Methods: Two cohorts of the adapted SFP are included in this analysis (parents n=15, youth n=21). Participating families originated from Vietnam, Somalia, Eritrea, Ethiopia, Mexico, and Paraguay, and spoke six languages (English, Somali, Vietnamese, Amharic, Tigrinya, and Spanish). To answer our first research question, participants were given the retrospective pre-post test included in the SFP curriculum (Molegaard et. al, 1993), a single-administration self-report survey. It measures curriculum learning outcomes through participant-reported use of tools and skills covered in the curriculum, which are central to SFPs positive impact on risk and protective factors (Spoth et. al, 2000). The survey was translated into 6 languages, youth and parents were surveyed separately, and interpretation was provided. To answer our second research question, weekly focus groups with the facilitation/interpretation team (n=12) were held during program implementation to reflect on, identify, and record effective adaptation processes.
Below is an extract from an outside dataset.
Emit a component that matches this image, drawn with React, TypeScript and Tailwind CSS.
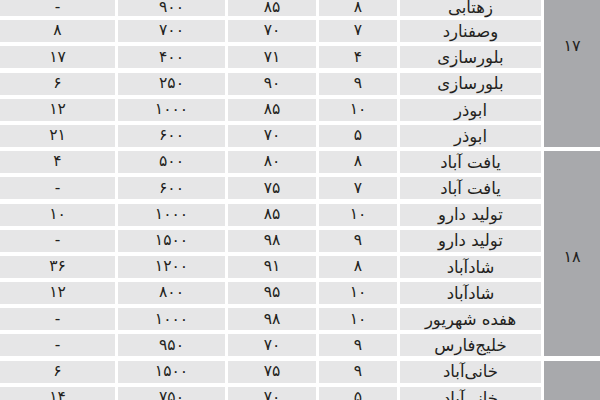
type Row = [string, string, string, string, string];

const rows: Row[] = [
  ['-', '۹۰۰', '۸۵', '۸', 'زهتابی'],
  ['۸', '۷۰۰', '۷۰', '۷', 'وصفنارد'],
  ['۱۷', '۴۰۰', '۷۱', '۴', 'بلورسازی'],
  ['۶', '۲۵۰', '۹۰', '۹', 'بلورسازی'],
  ['۱۲', '۱۰۰۰', '۸۵', '۱۰', 'ابوذر'],
  ['۲۱', '۶۰۰', '۷۰', '۵', 'ابوذر'],
  ['۴', '۵۰۰', '۸۰', '۸', 'یافت آباد'],
  ['-', '۶۰۰', '۷۵', '۷', 'یافت آباد'],
  ['۱۰', '۱۰۰۰', '۸۵', '۱۰', 'تولید دارو'],
  ['-', '۱۵۰۰', '۹۸', '۹', 'تولید دارو'],
  ['۳۶', '۱۲۰۰', '۹۱', '۸', 'شادآباد'],
  ['۱۲', '۸۰۰', '۹۵', '۱۰', 'شادآباد'],
  ['-', '۱۰۰۰', '۹۸', '۱۰', 'هفده شهریور'],
  ['-', '۹۵۰', '۷۰', '۹', 'خلیج‌فارس'],
  ['۶', '۱۵۰۰', '۷۵', '۹', 'خانی‌آباد'],
  ['۱۴', '۷۵۰', '۷۰', '۵', 'خانی‌آباد'],
];

const rowStart = ['row-start-1', 'row-start-2', 'row-start-3', 'row-start-4', 'row-start-5', 'row-start-6', 'row-start-7', 'row-start-8', 'row-start-9', 'row-start-10', 'row-start-11', 'row-start-12', 'row-start-13', 'row-start-14', 'row-start-15', 'row-start-16'];
const colStart = ['col-start-1', 'col-start-2', 'col-start-3', 'col-start-4', 'col-start-5'];

export default function App() {
  return (
    <div
      className="h-[400px] w-[600px] overflow-hidden bg-white text-[#231f20]"
      style={{ fontFamily: '"DejaVu Sans", sans-serif' }}
    >
      <div className="grid grid-cols-[115px_107px_88px_78px_141px_1fr] grid-rows-[16px_repeat(15,22px)] gap-x-[3px] gap-y-[4.2px]">
        {rows.map((row, i) =>
          row.map((cell, j) => (
            <div
              key={`${i}-${j}`}
              className={`${rowStart[i]} ${colStart[j]} flex justify-center bg-[#e6e6e7] ${i === 0 ? 'items-start leading-[15px]' : 'items-center leading-none'} ${j === 4 ? 'text-[16.5px]' : 'text-[15.5px]'} ${j === 4 && i > 0 ? 'pt-[2px]' : ''}`}
              dir="rtl"
            >
              {cell}
            </div>
          ))
        )}
        <div className="col-start-6 row-start-1 row-span-6 flex items-start justify-center bg-[#a8a9ac] pt-[38px] text-[16px] leading-none">
          ۱۷
        </div>
        <div className="col-start-6 row-start-7 row-span-8 flex items-center justify-center bg-[#a8a9ac] pt-[6px] text-[16px] leading-none">
          ۱۸
        </div>
        <div className="col-start-6 row-start-15 row-span-2 bg-[#a8a9ac]" />
      </div>
    </div>
  );
}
Results: The adapted SFP successfully achieved curriculum learning outcomes. Parents reported increased use of all twenty parenting effectiveness tools and youth reported increased use of 13/15 social/emotional skills taught in the curriculum. Focus group participants identified several aspects of the implementation process that contributed most to success: 1) a strong partnership between the curriculum developer and delivery agency, 2) a collaborative and participatory approach to adaptation, delivery, and evaluation which included developers, facilitators, interpreters, and potential participants, 3) an expanded role of interpreters to include them as adaptation specialists and in program delivery, and 4) addressing unique challenges of multilingual program delivery.

Conclusions and Implications: Cross-generational immigrant and refugee families face unique challenges to accessing effective prevention programs. Despite adaptations done to tailor SFP for immigrant/refugee families, outcomes show that the program had similar results to non-adapted implementations (Hockaday, 2018). Lessons learned from this pilot program may be useful when adapting evidence-based prevention programs for efficacy in immigrant and refugee families.